Imagine yourself sitting around the Christmas tree surrounded by family on Christmas day. Under the tree is a beautifully wrapped gift with your name on it. With great anticipation the present is hastily opened and inside the box is a sheet of paper with the words, “My grace is sufficient for you.”
Our Heavenly Father, who gives us far greater gifts than we can ever imagine, bestows upon you the gift of grace through the means of suffering.
Was it not the gift of suffering that God ordained for Jesus on behalf of us? For our benefit, Christ suffered and died on the cross for our sins. It is God’s gift of grace which sent Jesus to the cross. Suffering gives us the unique opportunity to experience God’s grace as we place our trust and total dependence on Him. When the storm clouds pass, and they will, we will see the sun again and truly give God thanks. Like stepping outside after a hard rain parches a drought-stricken ground, peace and joy that goes beyond understanding wells up inside our heart. We can’t help but to respond with thanksgiving.
This is the encouragement Paul wanted to give to the Philippian church by reminding them that their struggle to share the Gospel is similar to his own struggles. The Greek word used for “struggle” is the same word used to describe an athletic contest.
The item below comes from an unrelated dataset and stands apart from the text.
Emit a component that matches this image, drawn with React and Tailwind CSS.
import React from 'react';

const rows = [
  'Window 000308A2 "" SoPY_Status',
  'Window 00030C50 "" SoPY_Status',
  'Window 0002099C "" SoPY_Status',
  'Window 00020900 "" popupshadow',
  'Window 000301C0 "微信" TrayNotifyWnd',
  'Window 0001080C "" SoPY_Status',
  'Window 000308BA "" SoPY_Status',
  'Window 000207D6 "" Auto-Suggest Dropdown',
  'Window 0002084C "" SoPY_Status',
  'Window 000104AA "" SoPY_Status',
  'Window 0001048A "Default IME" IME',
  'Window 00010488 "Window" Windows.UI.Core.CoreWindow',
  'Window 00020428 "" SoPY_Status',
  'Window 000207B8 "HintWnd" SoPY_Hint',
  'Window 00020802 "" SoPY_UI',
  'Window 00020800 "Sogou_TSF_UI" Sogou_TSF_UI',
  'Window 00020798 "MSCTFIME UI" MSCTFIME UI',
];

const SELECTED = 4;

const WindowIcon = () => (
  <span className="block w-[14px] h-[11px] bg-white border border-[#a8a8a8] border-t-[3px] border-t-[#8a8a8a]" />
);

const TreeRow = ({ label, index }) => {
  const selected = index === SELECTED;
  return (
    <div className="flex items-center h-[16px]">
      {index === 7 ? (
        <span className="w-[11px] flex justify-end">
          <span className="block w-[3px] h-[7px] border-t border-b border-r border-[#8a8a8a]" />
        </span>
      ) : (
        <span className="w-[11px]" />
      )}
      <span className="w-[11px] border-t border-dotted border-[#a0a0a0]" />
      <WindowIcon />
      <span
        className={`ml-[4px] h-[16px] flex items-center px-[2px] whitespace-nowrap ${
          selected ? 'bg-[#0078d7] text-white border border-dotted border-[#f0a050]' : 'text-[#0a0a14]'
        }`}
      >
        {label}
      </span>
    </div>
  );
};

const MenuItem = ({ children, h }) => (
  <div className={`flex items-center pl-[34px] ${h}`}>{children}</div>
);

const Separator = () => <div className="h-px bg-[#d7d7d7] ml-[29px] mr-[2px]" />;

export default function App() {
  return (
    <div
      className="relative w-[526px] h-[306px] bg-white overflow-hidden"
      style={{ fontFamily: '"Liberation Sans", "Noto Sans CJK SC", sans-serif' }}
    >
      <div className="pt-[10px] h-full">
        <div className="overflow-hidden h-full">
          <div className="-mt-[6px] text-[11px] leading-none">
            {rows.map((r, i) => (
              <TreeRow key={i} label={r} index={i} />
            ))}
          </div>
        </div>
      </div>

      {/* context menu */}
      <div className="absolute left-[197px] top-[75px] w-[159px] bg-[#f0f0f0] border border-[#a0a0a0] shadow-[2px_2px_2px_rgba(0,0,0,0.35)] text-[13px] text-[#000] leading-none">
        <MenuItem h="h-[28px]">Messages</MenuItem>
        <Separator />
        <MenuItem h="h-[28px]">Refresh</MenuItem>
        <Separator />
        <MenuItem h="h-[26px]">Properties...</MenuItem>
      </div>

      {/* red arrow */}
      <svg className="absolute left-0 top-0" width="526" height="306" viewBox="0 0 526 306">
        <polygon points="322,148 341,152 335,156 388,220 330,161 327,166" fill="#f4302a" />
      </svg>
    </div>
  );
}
Even though they are apart, Paul is saying that he and the Philippian church are now playing in the same game. They are battling the same opponent. Even though we are assured of victory (“deliverance”) and will receive the prize of salvation, the struggle against the devil and the dark forces will be very difficult. The devil’s primary goal is to take us out of the game.
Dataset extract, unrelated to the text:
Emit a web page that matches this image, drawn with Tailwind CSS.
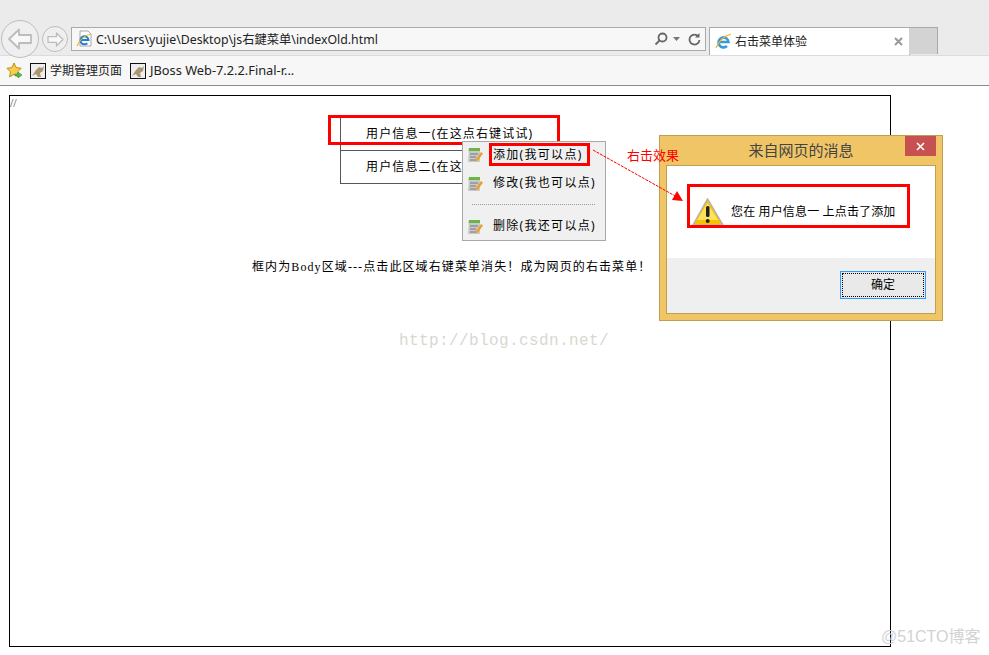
<!DOCTYPE html>
<html lang="zh">
<head>
    <meta charset="UTF-8">
    <title>右击菜单体验</title>
    <script src="https://cdn.jsdelivr.net/npm/@tailwindcss/browser@4"></script>
</head>
<body class="w-[989px] h-[655px] overflow-hidden bg-white font-['Noto_Sans','Noto_Sans_CJK_SC',sans-serif] text-[12px] text-black">

    <!-- browser chrome -->
    <div class="h-[55px] bg-[#ebebeb] relative">
        <div class="absolute left-[1px] top-[20px] w-[38px] h-[38px] rounded-full border border-[#bdbdbd] bg-[#efefef] flex items-center justify-center">
            <svg width="26" height="24" viewBox="0 0 26 24" fill="#f8f8f8" stroke="#bcbcbc" stroke-width="1.8" stroke-linejoin="round"><path d="M2 12 12 2.500v5.500h12v8H12v5.500z"/></svg>
        </div>
        <div class="absolute left-[42px] top-[26px] w-[26px] h-[26px] rounded-full border border-[#bdbdbd] bg-[#efefef] flex items-center justify-center">
            <svg width="17" height="15" viewBox="0 0 17 15" fill="#f8f8f8" stroke="#bcbcbc" stroke-width="1.3" stroke-linejoin="round"><path d="M16 7.500 9.500 1v3.700H1v5.600h8.500V14z"/></svg>
        </div>
        <div class="absolute left-[71px] top-[27px] w-[635px] h-[24px] border border-[#a9a9a9] bg-[#f7f7f7] flex items-center">
            <svg class="ml-[4px]" width="17" height="18" viewBox="0 0 17 18"><path d="M4 1h8l3 3v12H4z" fill="#fff" stroke="#a8a8a8"/><path d="M4.500 10h8a4 4 0 1 0-1.200 3.200" fill="none" stroke="#1f7fd0" stroke-width="2"/><path d="M1 16C4 9 9 5 15 4" fill="none" stroke="#f0b429" stroke-width="1.200"/></svg>
            <span class="ml-[3px] pt-[2px] text-[#222] whitespace-nowrap text-[12.3px]">C:\Users\yujie\Desktop\js右鍵菜单\indexOld.html</span>
            <div class="ml-auto mr-[4px] flex items-center gap-[5px]">
                <svg width="14" height="14" viewBox="0 0 14 14" fill="none" stroke="#666" stroke-width="1.8"><circle cx="8.500" cy="5.500" r="4"/><path d="M5.500 8.500 1.500 12.500"/></svg>
                <svg width="7" height="4" viewBox="0 0 7 4" fill="#777"><path d="M0 0h7L3.500 4z"/></svg>
                <svg class="ml-[3px]" width="13" height="14" viewBox="0 0 13 14" fill="none" stroke="#666" stroke-width="1.8"><path d="M10.500 4.500A5 5 0 1 0 11.500 8"/><path d="M11.500 1v4.500H7" fill="#666" stroke="none"/></svg>
            </div>
        </div>
        <div class="absolute left-[709px] top-[27px] w-[201px] h-[28px] border border-b-0 border-[#a9a9a9] bg-white flex items-center">
            <svg class="ml-[5px]" width="17" height="17" viewBox="0 0 17 17"><path d="M3.500 9h10a5 5 0 1 0-1.500 4" fill="none" stroke="#3a9ad9" stroke-width="2.600"/><path d="M1 15C4 8 9 3 16 1" fill="none" stroke="#f0b429" stroke-width="1.200"/></svg>
            <span class="ml-[3px] text-[#222]">右击菜单体验</span>
            <svg class="ml-auto mr-[6px]" width="9" height="9" viewBox="0 0 9 9" stroke="#9a9a9a" stroke-width="2"><path d="M1 1l7 7M8 1 1 8"/></svg>
        </div>
        <div class="absolute left-[909px] top-[27px] w-[29px] h-[27px] border border-l-0 border-b-0 border-[#a9a9a9] bg-[#d3d3d3]"></div>
    </div>
    <div class="h-[31px] bg-[#f7f7f7] border-t border-[#dcdcdc] border-b border-b-[#8a8a8a] flex items-center pl-[6px]">
        <svg width="17" height="17" viewBox="0 0 17 17"><path d="M8 1l2.200 4.600 5 .7-3.600 3.500.8 5-4.400-2.400-4.400 2.400.8-5L1 6.300l5-.7z" fill="#f6cf4f" stroke="#c08a1a"/><path d="M9 12h3v-2l4 3-4 3v-2H9z" fill="#55b84a" stroke="#2f8a2a" stroke-width=".5"/></svg>
        <svg class="ml-[7px]" width="16" height="16" viewBox="0 0 16 16"><rect x=".5" y=".5" width="15" height="15" fill="#eee" stroke="#111"/><path d="M2 13 6 7l3-3 3 1 2-2-1 5-3 2 1 4H8L6 11z" fill="#a9976f"/></svg>
        <span class="ml-[4px] text-[#222]">学期管理页面</span>
        <svg class="ml-[8px]" width="16" height="16" viewBox="0 0 16 16"><rect x=".5" y=".5" width="15" height="15" fill="#eee" stroke="#111"/><path d="M2 13 6 7l3-3 3 1 2-2-1 5-3 2 1 4H8L6 11z" fill="#a9976f"/></svg>
        <span class="ml-[4px] text-[#222] text-[12.8px]">JBoss Web-7.2.2.Final-r...</span>
    </div>

    <!-- page -->
    <div class="relative h-[569px]">
        <div class="absolute left-[9px] top-[9px] w-[882px] h-[552px] border border-black">
            <span class="absolute left-[0px] top-[-2px] text-[12px] text-[#444] font-['Liberation_Serif',serif]">//</span>
        </div>

        <!-- table -->
        <div class="absolute left-[340px] top-[32px] w-[218px] h-[66px] border-l border-b border-[#555] tracking-[1.15px]">
            <div class="h-[33px] border-b border-[#555] flex items-center pl-[25px] whitespace-nowrap">用户信息一(在这点右键试试)</div>
            <div class="h-[32px] flex items-center pl-[25px] whitespace-nowrap">用户信息二(在这点右键试试)</div>
        </div>
        <div class="absolute left-[328px] top-[29px] w-[232px] h-[30px] border-[3px] border-[#f00]"></div>

        <p class="absolute left-[252px] top-[172px] whitespace-nowrap tracking-[1.1px] font-['Liberation_Serif','Noto_Sans_CJK_SC',serif]">框内为Body区域---点击此区域右键菜单消失！成为网页的右击菜单！</p>
        <p class="absolute left-[399px] top-[243px] text-[#d8d8d2] text-[16px] tracking-[0.4px] font-['Liberation_Mono',monospace] whitespace-nowrap">http://blog.csdn.net/</p>

        <!-- context menu -->
        <div class="absolute left-[462px] top-[55px] w-[144px] h-[100px] border border-[#a8a8a8] bg-[#f0f0f0] flex flex-col pl-[4px] tracking-[1.3px]">
            <div class="h-[28px] flex items-center gap-[9px] pb-[2px]">
                <svg width="17" height="17" viewBox="0 0 17 17"><path d="M2 2h11v14H1z" fill="#c9c9c9"/><path d="M2 2h11v3H1.500z" fill="#6cb34a"/><path d="M3 8h8M3 11h6M3 14h7" stroke="#777"/><path d="M9 13l5-7 2 1.500-5 7-2.500 1z" fill="#e9a02e"/></svg>
                <span>添加(我可以点)</span>
            </div>
            <div class="h-[28px] flex items-center gap-[9px]">
                <svg width="17" height="17" viewBox="0 0 17 17"><path d="M2 2h11v14H1z" fill="#c9c9c9"/><path d="M2 2h11v3H1.500z" fill="#6cb34a"/><path d="M3 8h8M3 11h6M3 14h7" stroke="#777"/><path d="M9 13l5-7 2 1.500-5 7-2.500 1z" fill="#e9a02e"/></svg>
                <span>修改(我也可以点)</span>
            </div>
            <div class="h-[16px] flex items-center pl-[5px] pr-[10px]"><div class="w-full border-t border-dotted border-[#999]"></div></div>
            <div class="h-[28px] flex items-center gap-[9px]">
                <svg width="17" height="17" viewBox="0 0 17 17"><path d="M2 2h11v14H1z" fill="#c9c9c9"/><path d="M2 2h11v3H1.500z" fill="#6cb34a"/><path d="M3 8h8M3 11h6M3 14h7" stroke="#777"/><path d="M9 13l5-7 2 1.500-5 7-2.500 1z" fill="#e9a02e"/></svg>
                <span>删除(我还可以点)</span>
            </div>
        </div>
        <div class="absolute left-[489px] top-[57px] w-[101px] h-[23px] border-[3px] border-[#f00]"></div>

        <!-- alert dialog -->
        <div class="absolute left-[659px] top-[49px] w-[284px] h-[186px] border border-[#c0a050] bg-[#efc566] flex flex-col px-[6px] pb-[6px]">
            <div class="h-[29px] shrink-0 flex items-center justify-center text-[15px] text-[#444]">来自网页的消息</div>
            <div class="absolute right-[6px] top-[0px] w-[31px] h-[20px] bg-[#c75050] flex items-center justify-center">
                <svg width="9" height="9" viewBox="0 0 9 9" stroke="#fff" stroke-width="1.6"><path d="M1 1l7 7M8 1 1 8"/></svg>
            </div>
            <div class="flex-1 border border-[#c0a050] bg-white flex flex-col">
                <div class="h-[92px] shrink-0 relative">
                    <svg class="absolute left-[25px] top-[32px]" width="32" height="28" viewBox="0 0 32 28"><path d="M15.500 1 31 27H1z" fill="#f5c400" stroke="#b5b5b5" stroke-width="1.500"/><path d="M15.500 5 5 22h21z" fill="#ffe35a"/><rect x="14" y="8" width="3.500" height="11" rx="1.500" fill="#222"/><circle cx="15.700" cy="23" r="2" fill="#222"/></svg>
                    <span class="absolute left-[64px] top-[37px] whitespace-nowrap tracking-[0.15px]">您在 用户信息一 上点击了添加</span>
                </div>
                <div class="flex-1 bg-[#efefef] flex items-start justify-end pt-[13px] pr-[9px]">
                    <button class="w-[86px] h-[28px] border border-[#3399ff] bg-[#e9e9e9] p-[1px]">
                        <span class="w-full h-full flex items-center justify-center border border-dotted border-black">确定</span>
                    </button>
                </div>
            </div>
        </div>
        <div class="absolute left-[687px] top-[98px] w-[223px] h-[44px] border-[3px] border-[#f00]"></div>

        <!-- annotation lies over the dialog -->
        <svg class="absolute left-[585px] top-[55px]" width="110" height="70" viewBox="0 0 110 70">
            <path d="M8 9 92 56" stroke="#f00" stroke-dasharray="3 1" fill="none"/>
            <path d="M98 60 87 59 92 50z" fill="#f00"/>
        </svg>
        <span class="absolute left-[627px] top-[60px] text-[13px] text-[#f00]">右击效果</span>

        <span class="absolute left-[881px] top-[539px] text-[16px] text-[#d2d2d2] font-['Liberation_Sans','Noto_Sans_CJK_SC',sans-serif]">@51CTO博客</span>
    </div>
</body>
</html>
Paul’s response is to rejoice in the struggle. The concept of rejoicing while struggling seems foreign. If we go back to the word “struggle” as it applies to an athletic contest, we may glean a better understanding. For those who have experienced competition, we can recall the sweat and toil of being involved in a close contest. There is a certain joy in the aspect of competition. We strive for victory and enjoy its pursuit. We prepare and train to be at our best when the day of competition arrives. In fact, we look forward to the competition with anticipation and eagerness. We “rejoice” in the struggle of the athletic contest, especially when we have prepared ourselves to give our best effort.
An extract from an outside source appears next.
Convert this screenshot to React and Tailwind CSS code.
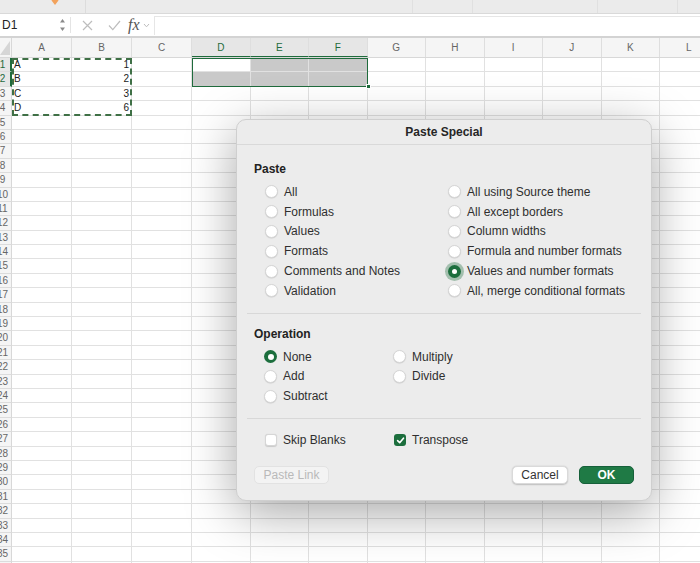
import React from 'react';

const COLS = [
  { id: 'A', w: 'w-[60px]' },
  { id: 'B', w: 'w-[60px]' },
  { id: 'C', w: 'w-[60px]' },
  { id: 'D', w: 'w-[58.5px]' },
  { id: 'E', w: 'w-[58.5px]' },
  { id: 'F', w: 'w-[58.5px]' },
  { id: 'G', w: 'w-[58.5px]' },
  { id: 'H', w: 'w-[58.5px]' },
  { id: 'I', w: 'w-[58.5px]' },
  { id: 'J', w: 'w-[58.5px]' },
  { id: 'K', w: 'w-[58.5px]' },
  { id: 'L', w: 'w-[58.5px]' },
];

const DATA = { 1: ['A', '1'], 2: ['B', '2'], 3: ['C', '3'], 4: ['D', '6'] };
const ROWS = Array.from({ length: 36 }, (_, i) => i + 1);

const PASTE_LEFT = ['All', 'Formulas', 'Values', 'Formats', 'Comments and Notes', 'Validation'];
const PASTE_RIGHT = [
  'All using Source theme',
  'All except borders',
  'Column widths',
  'Formula and number formats',
  'Values and number formats',
  'All, merge conditional formats',
];

function Radio({ checked, focus }) {
  if (checked) {
    return (
      <span
        className={`w-[13px] h-[13px] rounded-full bg-[#1c6e3d] flex items-center justify-center shrink-0 ${
          focus ? 'ring-[3px] ring-[#1c6e3d]/35' : ''
        }`}
      >
        <span className={`${focus ? 'w-[5px] h-[5px]' : 'w-[6px] h-[6px]'} rounded-full bg-white`} />
      </span>
    );
  }
  return (
    <span className="w-[13px] h-[13px] rounded-full bg-white border border-[#d6d6d6] shadow-[0_0.5px_1px_rgba(0,0,0,0.15)] shrink-0" />
  );
}

function Option({ label, checked, focus }) {
  return (
    <div className="h-[19.8px] flex items-center gap-[6px]">
      <Radio checked={checked} focus={focus} />
      <span className="text-[12px] text-[#2f2f2f] whitespace-nowrap">{label}</span>
    </div>
  );
}

function Check({ checked, label }) {
  return (
    <div className="flex items-center gap-[6px]">
      {checked ? (
        <span className="w-[12px] h-[12px] rounded-[3px] bg-[#1c6e3d] flex items-center justify-center">
          <svg width="9" height="9" viewBox="0 0 10 10">
            <path d="M1.8 5.2 L4.1 7.5 L8.3 2.4" fill="none" stroke="white" strokeWidth="1.8" strokeLinecap="round" strokeLinejoin="round" />
          </svg>
        </span>
      ) : (
        <span className="w-[12px] h-[12px] rounded-[3px] bg-white border border-[#d6d6d6] shadow-[0_0.5px_1px_rgba(0,0,0,0.15)]" />
      )}
      <span className="text-[12px] text-[#2f2f2f]">{label}</span>
    </div>
  );
}

function PasteSpecial() {
  return (
    <div className="absolute left-[236px] top-[119px] w-[416px] h-[382px] rounded-[10px] bg-[#ececec] border border-[#cfcfcf] shadow-[0_12px_50px_rgba(0,0,0,0.35)] flex flex-col">
      <div className="h-[25px] border-b border-[#d9d9d9] flex items-center justify-center">
        <span className="text-[12px] font-bold text-[#262626]">Paste Special</span>
      </div>

      <div className="px-[10px] flex flex-col">
        <div className="pl-[7px] mt-[17px] text-[12px] font-bold text-[#222] leading-[15px]">Paste</div>
        <div className="grid grid-cols-[183px_1fr] pl-[18px] mt-[5px]">
          <div className="flex flex-col">
            {PASTE_LEFT.map((l) => (
              <Option key={l} label={l} />
            ))}
          </div>
          <div className="flex flex-col">
            {PASTE_RIGHT.map((l) => (
              <Option key={l} label={l} checked={l === 'Values and number formats'} focus />
            ))}
          </div>
        </div>

        <div className="h-px bg-[#d8d8d8] mt-[12px]" />

        <div className="pl-[7px] mt-[13px] text-[12px] font-bold text-[#222] leading-[15px]">Operation</div>
        <div className="grid grid-cols-[129px_1fr] pl-[17px] mt-[5px]">
          <div className="flex flex-col">
            <Option label="None" checked />
            <Option label="Add" />
            <Option label="Subtract" />
          </div>
          <div className="flex flex-col">
            <Option label="Multiply" />
            <Option label="Divide" />
          </div>
        </div>

        <div className="h-px bg-[#d8d8d8] mt-[12px]" />

        <div className="grid grid-cols-[129px_1fr] pl-[18px] h-[20px] items-center mt-[11px]">
          <Check label="Skip Blanks" />
          <Check label="Transpose" checked />
        </div>

        <div className="flex items-center mt-[16px] px-[7px]">
          <button className="w-[75px] h-[18px] rounded-[5px] bg-[#f3f3f3] border border-[#e2e2e2] text-[12px] text-[#b9b9b9] leading-none">
            Paste Link
          </button>
          <div className="flex-1" />
          <button className="w-[56px] h-[18px] rounded-[5px] bg-white border border-[#dadada] shadow-[0_0.5px_1.5px_rgba(0,0,0,0.2)] text-[12px] text-[#333] leading-none">
            Cancel
          </button>
          <button className="ml-[11px] w-[55px] h-[18px] rounded-[5px] bg-[#1f7a45] border border-[#16603a] text-[12px] font-bold text-white leading-none">
            OK
          </button>
        </div>
      </div>
    </div>
  );
}

function FormulaBar() {
  return (
    <div className="h-[23px] bg-white flex items-center border-t border-[#d9d9d9]">
      <div className="w-[70px] h-full flex items-center pl-[2px] relative">
        <span className="text-[12px] text-[#222]">D1</span>
        <svg className="absolute left-[59px] top-[4px]" width="7" height="14" viewBox="0 0 7 14">
          <path d="M3.5 1 L6 4.5 L1 4.5 Z" fill="#8a8a8a" />
          <path d="M3.5 13 L6 9.5 L1 9.5 Z" fill="#8a8a8a" />
        </svg>
      </div>
      <div className="w-px h-[16px] bg-[#e4e4e4]" />
      <svg className="ml-[11px]" width="11" height="11" viewBox="0 0 11 11">
        <path d="M1 1 L10 10 M10 1 L1 10" stroke="#bdbdbd" strokeWidth="1.2" />
      </svg>
      <svg className="ml-[15px]" width="13" height="11" viewBox="0 0 13 11">
        <path d="M1 5.5 L4.8 9.6 L12 1" fill="none" stroke="#bdbdbd" strokeWidth="1.2" />
      </svg>
      <span className="ml-[7px] text-[16px] italic text-[#555] font-['Liberation_Serif',serif] leading-none">fx</span>
      <svg className="ml-[3px]" width="7" height="5" viewBox="0 0 7 5">
        <path d="M1 1 L3.5 3.8 L6 1" fill="none" stroke="#bdbdbd" strokeWidth="1" />
      </svg>
      <div className="ml-[4px] flex-1 h-[19px] border-l border-t border-[#e6e6e6] bg-white" />
    </div>
  );
}

function Toolbar() {
  return (
    <div className="h-[13px] bg-[#ebebeb] relative flex">
      <svg className="absolute left-[50px] top-[-4px]" width="10" height="10" viewBox="0 0 10 10">
        <path d="M5 9 L1.5 4.5 L5 0 L8.5 4.5 Z" fill="#f2a25c" />
      </svg>
      <div className="w-[86px] border-r border-[#dcdcdc]" />
      <div className="w-[327px] border-r border-[#e0e0e0]" />
      <div className="w-[60px] border-r border-[#e0e0e0]" />
      <div className="w-[125px] border-r border-[#e0e0e0]" />
      <div className="w-[80px] border-r border-[#e0e0e0]" />
    </div>
  );
}

function Grid() {
  return (
    <div className="relative">
      {/* column header */}
      <div className="h-[20px] flex bg-[#f5f5f5] border-b border-[#d8d8d8]">
        <div className="w-[12px] shrink-0 border-r border-[#d8d8d8] relative overflow-hidden">
          <svg className="absolute left-0 top-[2px]" width="11" height="16" viewBox="0 0 11 16">
            <path d="M10 1 L10 15 L0 15 Z" fill="#d6d6d6" />
          </svg>
        </div>
        {COLS.map((c) => {
          const sel = c.id === 'D' || c.id === 'E' || c.id === 'F';
          return (
            <div
              key={c.id}
              className={`${c.w} shrink-0 border-r border-[#dedede] flex items-center justify-center text-[10px] ${
                sel ? 'bg-[#e6e6e6] text-[#1f6b3c] border-b border-b-[#1f6b3c]' : 'text-[#666]'
              }`}
            >
              {c.id}
            </div>
          );
        })}
      </div>

      {ROWS.map((r) => {
        const selRow = r === 1 || r === 2;
        return (
          <div key={r} className="h-[14.4px] flex">
            <div
              className={`w-[12px] shrink-0 overflow-hidden border-b border-[#dcdcdc] ${
                selRow ? 'bg-[#e6e6e6] border-r-2 border-r-[#1f6b3c]' : 'bg-[#f5f5f5] border-r border-r-[#d8d8d8]'
              }`}
            >
              <div
                className={`ml-[-10px] w-[25px] text-center text-[10px] leading-[14px] ${
                  selRow ? 'text-[#1f6b3c]' : 'text-[#666]'
                }`}
              >
                {r}
              </div>
            </div>
            {COLS.map((c, ci) => {
              const grey =
                (r === 1 && (c.id === 'E' || c.id === 'F')) ||
                (r === 2 && (c.id === 'D' || c.id === 'E' || c.id === 'F'));
              const val = DATA[r] && ci < 2 ? DATA[r][ci] : '';
              return (
                <div
                  key={c.id}
                  className={`${c.w} shrink-0 border-r border-b border-[#e1e1e1] text-[10px] leading-[13px] text-[#222] px-[2px] ${
                    ci === 1 ? 'text-right' : 'text-left'
                  } ${grey ? 'bg-[#c9c9c9]' : 'bg-white'}`}
                >
                  {val}
                </div>
              );
            })}
          </div>
        );
      })}

      {/* copy range marquee */}
      <div className="absolute left-[12px] top-[20px] w-[120px] h-[57.6px] border-2 border-dashed border-[#3f7046] pointer-events-none" />
      {/* selection */}
      <div className="absolute left-[192px] top-[20px] w-[176px] h-[28.8px] border border-[#1f6b3c] pointer-events-none" />
      <div className="absolute left-[365.5px] top-[46.3px] w-[5px] h-[5px] bg-[#1f6b3c] border border-white pointer-events-none" />
    </div>
  );
}

export default function App() {
  return (
    <div className="w-[700px] h-[563px] relative overflow-hidden bg-white font-['Liberation_Sans',Arial,sans-serif]">
      <Toolbar />
      <FormulaBar />
      <div className="h-[2px] bg-[#d3d3d3]" />
      <Grid />
      <PasteSpecial />
    </div>
  );
}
Yet, as Christians, there is an assurance of the outcome. With Christ, we are going to win. Our victory (“deliverance”) is assured. There are times when we seem to be behind or the victory is in doubt due to the intense struggle at hand. We continue to compete hard, but the outcome of the match does not rest on our shoulders. We can rejoice in the promise that the Lord will provide us with what we need to overcome. We compete by standing firm in Christ. In the meantime, our hearts rejoice at the struggle!